Information supplied:
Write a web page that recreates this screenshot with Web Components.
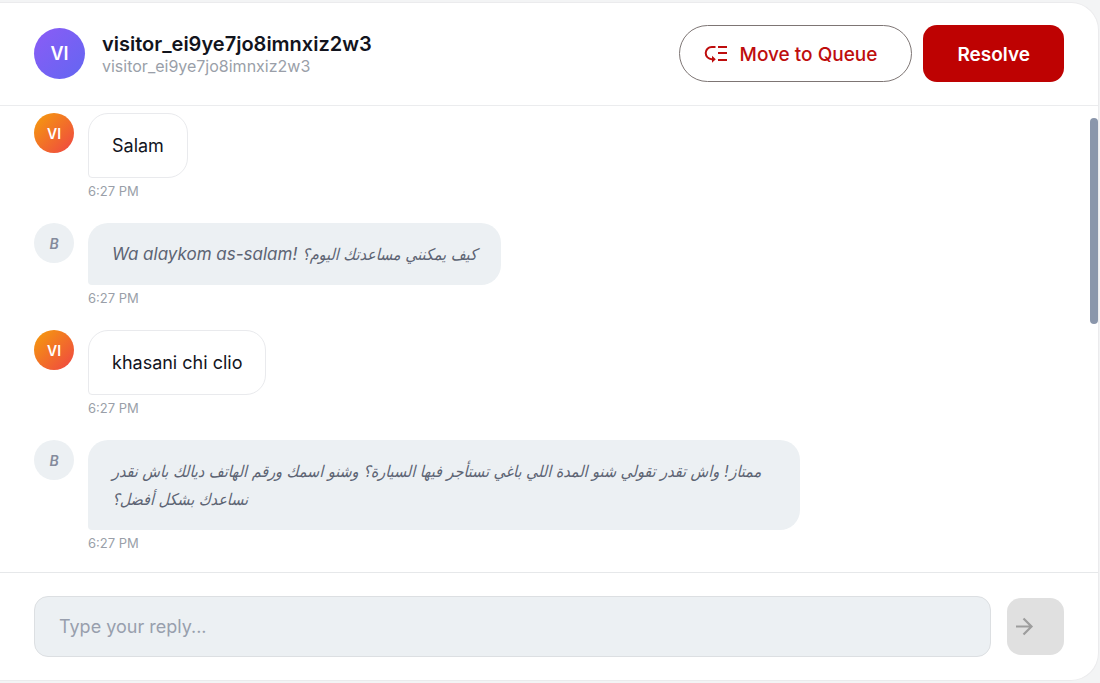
<!DOCTYPE html>
<html lang="en">
<head>
<meta charset="utf-8">
<meta name="viewport" content="width=device-width, initial-scale=1">
<title>Conversation</title>
<style>
  body { margin: 0; background: #f3f4f5; font-family: Inter, "DejaVu Sans", sans-serif; color: #12141d; }
</style>
</head>
<body>
<chat-panel>
  <chat-header slot="header" name="visitor_ei9ye7jo8imnxiz2w3" handle="visitor_ei9ye7jo8imnxiz2w3" initials="VI"></chat-header>
  <chat-message initials="VI" time="6:27 PM">Salam</chat-message>
  <chat-message bot initials="B" time="6:27 PM">Wa alaykom as-salam! <span lang="ar">كيف يمكنني مساعدتك اليوم؟</span></chat-message>
  <chat-message initials="VI" time="6:27 PM">khasani chi clio</chat-message>
  <chat-message bot initials="B" time="6:27 PM"><span lang="ar">ممتاز! واش تقدر تقولي شنو المدة اللي باغي تستأجر فيها السيارة؟ وشنو اسمك ورقم الهاتف ديالك باش نقدر نساعدك بشكل أفضل؟</span></chat-message>
  <chat-composer slot="footer"></chat-composer>
</chat-panel>
<script>
class ShadowElement extends HTMLElement {
  connectedCallback() {
    if (this.shadowRoot) return;
    this.attachShadow({ mode: "open" }).innerHTML = this.render();
  }
}

customElements.define("user-avatar", class extends ShadowElement {
  render() {
    return `<style>
      :host { display: flex; align-items: center; justify-content: center; flex: none;
        width: 40px; height: 40px; border-radius: 50%; color: #fff; font-size: 14px; font-weight: 600;
        background: linear-gradient(135deg, #f59e0b, #ef4444); }
      :host([kind="lead"]) { width: 51px; height: 51px; font-size: 18px;
        background: linear-gradient(135deg, #8b5cf6, #6366f1); }
      :host([kind="bot"]) { background: #ecf0f3; color: #848b9c; font-style: italic; }
    </style><slot></slot>`;
  }
});

customElements.define("action-button", class extends ShadowElement {
  render() {
    return `<style>
      :host { display: block; }
      button { display: flex; align-items: center; justify-content: center; gap: 12px; height: 57px;
        box-sizing: border-box; padding: 2px 34px 0; border: 0; border-radius: 14px; background: #be0202;
        color: #fff; font: inherit; font-size: 19px; font-weight: 600; white-space: nowrap; cursor: pointer; }
      :host([outlined]) button { padding: 2px 34px 0 24px; border: 1px solid #7d7574; border-radius: 29px;
        background: #fff; color: #be0d0d; font-weight: 500; }
    </style><button type="button"><slot name="icon"></slot><slot></slot></button>`;
  }
});

customElements.define("chat-header", class extends ShadowElement {
  render() {
    const a = n => this.getAttribute(n);
    return `<style>
      :host { display: flex; align-items: center; gap: 17px; padding: 22px 34px 23px; border-bottom: 1px solid #ebecee; }
      .who { flex: 1; min-width: 0; }
      h1 { margin: 0; font-size: 20px; line-height: 24px; font-weight: 600; }
      p { margin: 0; font-size: 16px; line-height: 20px; color: #9a9fa9; }
      .actions { display: flex; gap: 11px; }
      svg { display: block; }
    </style>
    <user-avatar kind="lead">${a("initials")}</user-avatar>
    <div class="who"><h1>${a("name")}</h1><p>${a("handle")}</p></div>
    <div class="actions">
      <action-button outlined>
        <svg slot="icon" width="24" height="24" viewBox="0 0 24 24" fill="none" stroke="currentColor" stroke-width="2" aria-hidden="true">
          <path d="M11.500 4H7.800a6 6 0 0 0 0 12.200h1M14 4h9M14 10h9M14 17h9"/>
          <path d="M8 12.700v7l3.800-3.500z" fill="currentColor" stroke="none"/>
        </svg>Move to Queue</action-button>
      <action-button>Resolve</action-button>
    </div>`;
  }
});

customElements.define("chat-message", class extends ShadowElement {
  render() {
    const bot = this.hasAttribute("bot");
    return `<style>
      :host { display: flex; align-items: flex-start; gap: 14px; }
      .body { display: flex; flex-direction: column; align-items: flex-start; flex: 1; min-width: 0; }
      .bubble { box-sizing: border-box; max-width: 73%; padding: 18px 23px; border: 1px solid #e9eaed;
        border-radius: 20px 20px 20px 4px; background: #fff; font-size: 18px; line-height: 27px; }
      :host([bot]) .bubble { padding: 17px 24px; border: 0; background: #ecf0f3; color: #5d6473;
        font-size: 17px; font-style: italic; line-height: 28px; }
      ::slotted([lang="ar"]) { font-family: "DejaVu Sans Condensed", "DejaVu Sans", sans-serif; font-size: 16px; line-height: 20px; }
      time { margin-top: 4px; font-size: 13px; line-height: 18px; color: #9a9fa9; }
    </style>
    <user-avatar ${bot ? 'kind="bot"' : ""}>${this.getAttribute("initials")}</user-avatar>
    <div class="body"><div class="bubble"><slot></slot></div><time>${this.getAttribute("time")}</time></div>`;
  }
});

customElements.define("chat-composer", class extends ShadowElement {
  render() {
    return `<style>
      :host { display: block; border-top: 1px solid #e6e8ea; }
      form { display: flex; align-items: center; gap: 16px; padding: 23px 34px; }
      input { flex: 1; min-width: 0; height: 61px; box-sizing: border-box; padding: 0 24px; outline: 0;
        border: 1px solid #dcdfe2; border-radius: 14px; background: #ecf0f3; color: #12141d; font: inherit; font-size: 18px; }
      input::placeholder { color: #989fad; opacity: 1; }
      button { display: flex; align-items: center; flex: none; width: 57px; height: 57px; padding: 0 5px; border: 0;
        border-radius: 14px; background: #e0e0e0; color: #9d9d9d; }
    </style>
    <form>
      <input type="text" aria-label="Reply" placeholder="Type your reply...">
      <button type="button" aria-label="Send" disabled>
        <svg width="24" height="24" viewBox="0 0 24 24" fill="none" stroke="currentColor" stroke-width="2.200" aria-hidden="true">
          <path d="M4 11.500h15.500M11.500 3.500l8 8-8 8"/>
        </svg>
      </button>
    </form>`;
  }
});

customElements.define("chat-panel", class extends ShadowElement {
  render() {
    return `<style>
      :host { display: flex; height: 100vh; box-sizing: border-box; padding: 2px 1px 2px 0; }
      section { display: flex; flex-direction: column; flex: 1; min-width: 0; overflow: hidden; background: #fff;
        border: 1px solid #ebebed; border-left: 0; border-radius: 0 28px 28px 0; }
      .view { position: relative; flex: 1; min-height: 0; display: flex; }
      .log { flex: 1; display: flex; flex-direction: column; gap: 23px; padding: 7px 34px; overflow-y: auto; scrollbar-width: none; }
      .thumb { position: absolute; top: 12px; right: 0; width: 8px; height: 206px; border-radius: 4px; background: #8a96ab; }
    </style>
    <section>
      <slot name="header"></slot>
      <div class="view"><div class="log"><slot></slot></div><div class="thumb"></div></div>
      <slot name="footer"></slot>
    </section>`;
  }
});
</script>
</body>
</html>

Task to carry out: All of the material above should be reproduced exactly, except the pictures.

Solved exercise:
Write a web page that recreates this screenshot with Web Components.
<!DOCTYPE html>
<html lang="en">
<head>
<meta charset="utf-8">
<meta name="viewport" content="width=device-width, initial-scale=1">
<title>Conversation</title>
<style>
  body { margin: 0; background: #f3f4f5; font-family: Inter, "DejaVu Sans", sans-serif; color: #12141d; }
</style>
</head>
<body>
<chat-panel>
  <chat-header slot="header" name="visitor_ei9ye7jo8imnxiz2w3" handle="visitor_ei9ye7jo8imnxiz2w3" initials="VI"></chat-header>
  <chat-message initials="VI" time="6:27 PM">Salam</chat-message>
  <chat-message bot initials="B" time="6:27 PM">Wa alaykom as-salam! <span lang="ar">كيف يمكنني مساعدتك اليوم؟</span></chat-message>
  <chat-message initials="VI" time="6:27 PM">khasani chi clio</chat-message>
  <chat-message bot initials="B" time="6:27 PM"><span lang="ar">ممتاز! واش تقدر تقولي شنو المدة اللي باغي تستأجر فيها السيارة؟ وشنو اسمك ورقم الهاتف ديالك باش نقدر نساعدك بشكل أفضل؟</span></chat-message>
  <chat-composer slot="footer"></chat-composer>
</chat-panel>
<script>
class ShadowElement extends HTMLElement {
  connectedCallback() {
    if (this.shadowRoot) return;
    this.attachShadow({ mode: "open" }).innerHTML = this.render();
  }
}

customElements.define("user-avatar", class extends ShadowElement {
  render() {
    return `<style>
      :host { display: flex; align-items: center; justify-content: center; flex: none;
        width: 40px; height: 40px; border-radius: 50%; color: #fff; font-size: 14px; font-weight: 600;
        background: linear-gradient(135deg, #f59e0b, #ef4444); }
      :host([kind="lead"]) { width: 51px; height: 51px; font-size: 18px;
        background: linear-gradient(135deg, #8b5cf6, #6366f1); }
      :host([kind="bot"]) { background: #ecf0f3; color: #848b9c; font-style: italic; }
    </style><slot></slot>`;
  }
});

customElements.define("action-button", class extends ShadowElement {
  render() {
    return `<style>
      :host { display: block; }
      button { display: flex; align-items: center; justify-content: center; gap: 12px; height: 57px;
        box-sizing: border-box; padding: 2px 34px 0; border: 0; border-radius: 14px; background: #be0202;
        color: #fff; font: inherit; font-size: 19px; font-weight: 600; white-space: nowrap; cursor: pointer; }
      :host([outlined]) button { padding: 2px 34px 0 24px; border: 1px solid #7d7574; border-radius: 29px;
        background: #fff; color: #be0d0d; font-weight: 500; }
    </style><button type="button"><slot name="icon"></slot><slot></slot></button>`;
  }
});

customElements.define("chat-header", class extends ShadowElement {
  render() {
    const a = n => this.getAttribute(n);
    return `<style>
      :host { display: flex; align-items: center; gap: 17px; padding: 22px 34px 23px; border-bottom: 1px solid #ebecee; }
      .who { flex: 1; min-width: 0; }
      h1 { margin: 0; font-size: 20px; line-height: 24px; font-weight: 600; }
      p { margin: 0; font-size: 16px; line-height: 20px; color: #9a9fa9; }
      .actions { display: flex; gap: 11px; }
      svg { display: block; }
    </style>
    <user-avatar kind="lead">${a("initials")}</user-avatar>
    <div class="who"><h1>${a("name")}</h1><p>${a("handle")}</p></div>
    <div class="actions">
      <action-button outlined>
        <svg slot="icon" width="24" height="24" viewBox="0 0 24 24" fill="none" stroke="currentColor" stroke-width="2" aria-hidden="true">
          <path d="M11.500 4H7.800a6 6 0 0 0 0 12.200h1M14 4h9M14 10h9M14 17h9"/>
          <path d="M8 12.700v7l3.800-3.500z" fill="currentColor" stroke="none"/>
        </svg>Move to Queue</action-button>
      <action-button>Resolve</action-button>
    </div>`;
  }
});

customElements.define("chat-message", class extends ShadowElement {
  render() {
    const bot = this.hasAttribute("bot");
    return `<style>
      :host { display: flex; align-items: flex-start; gap: 14px; }
      .body { display: flex; flex-direction: column; align-items: flex-start; flex: 1; min-width: 0; }
      .bubble { box-sizing: border-box; max-width: 73%; padding: 18px 23px; border: 1px solid #e9eaed;
        border-radius: 20px 20px 20px 4px; background: #fff; font-size: 18px; line-height: 27px; }
      :host([bot]) .bubble { padding: 17px 24px; border: 0; background: #ecf0f3; color: #5d6473;
        font-size: 17px; font-style: italic; line-height: 28px; }
      ::slotted([lang="ar"]) { font-family: "DejaVu Sans Condensed", "DejaVu Sans", sans-serif; font-size: 16px; line-height: 20px; }
      time { margin-top: 4px; font-size: 13px; line-height: 18px; color: #9a9fa9; }
    </style>
    <user-avatar ${bot ? 'kind="bot"' : ""}>${this.getAttribute("initials")}</user-avatar>
    <div class="body"><div class="bubble"><slot></slot></div><time>${this.getAttribute("time")}</time></div>`;
  }
});

customElements.define("chat-composer", class extends ShadowElement {
  render() {
    return `<style>
      :host { display: block; border-top: 1px solid #e6e8ea; }
      form { display: flex; align-items: center; gap: 16px; padding: 23px 34px; }
      input { flex: 1; min-width: 0; height: 61px; box-sizing: border-box; padding: 0 24px; outline: 0;
        border: 1px solid #dcdfe2; border-radius: 14px; background: #ecf0f3; color: #12141d; font: inherit; font-size: 18px; }
      input::placeholder { color: #989fad; opacity: 1; }
      button { display: flex; align-items: center; flex: none; width: 57px; height: 57px; padding: 0 5px; border: 0;
        border-radius: 14px; background: #e0e0e0; color: #9d9d9d; }
    </style>
    <form>
      <input type="text" aria-label="Reply" placeholder="Type your reply...">
      <button type="button" aria-label="Send" disabled>
        <svg width="24" height="24" viewBox="0 0 24 24" fill="none" stroke="currentColor" stroke-width="2.200" aria-hidden="true">
          <path d="M4 11.500h15.500M11.500 3.500l8 8-8 8"/>
        </svg>
      </button>
    </form>`;
  }
});

customElements.define("chat-panel", class extends ShadowElement {
  render() {
    return `<style>
      :host { display: flex; height: 100vh; box-sizing: border-box; padding: 2px 1px 2px 0; }
      section { display: flex; flex-direction: column; flex: 1; min-width: 0; overflow: hidden; background: #fff;
        border: 1px solid #ebebed; border-left: 0; border-radius: 0 28px 28px 0; }
      .view { position: relative; flex: 1; min-height: 0; display: flex; }
      .log { flex: 1; display: flex; flex-direction: column; gap: 23px; padding: 7px 34px; overflow-y: auto; scrollbar-width: none; }
      .thumb { position: absolute; top: 12px; right: 0; width: 8px; height: 206px; border-radius: 4px; background: #8a96ab; }
    </style>
    <section>
      <slot name="header"></slot>
      <div class="view"><div class="log"><slot></slot></div><div class="thumb"></div></div>
      <slot name="footer"></slot>
    </section>`;
  }
});
</script>
</body>
</html>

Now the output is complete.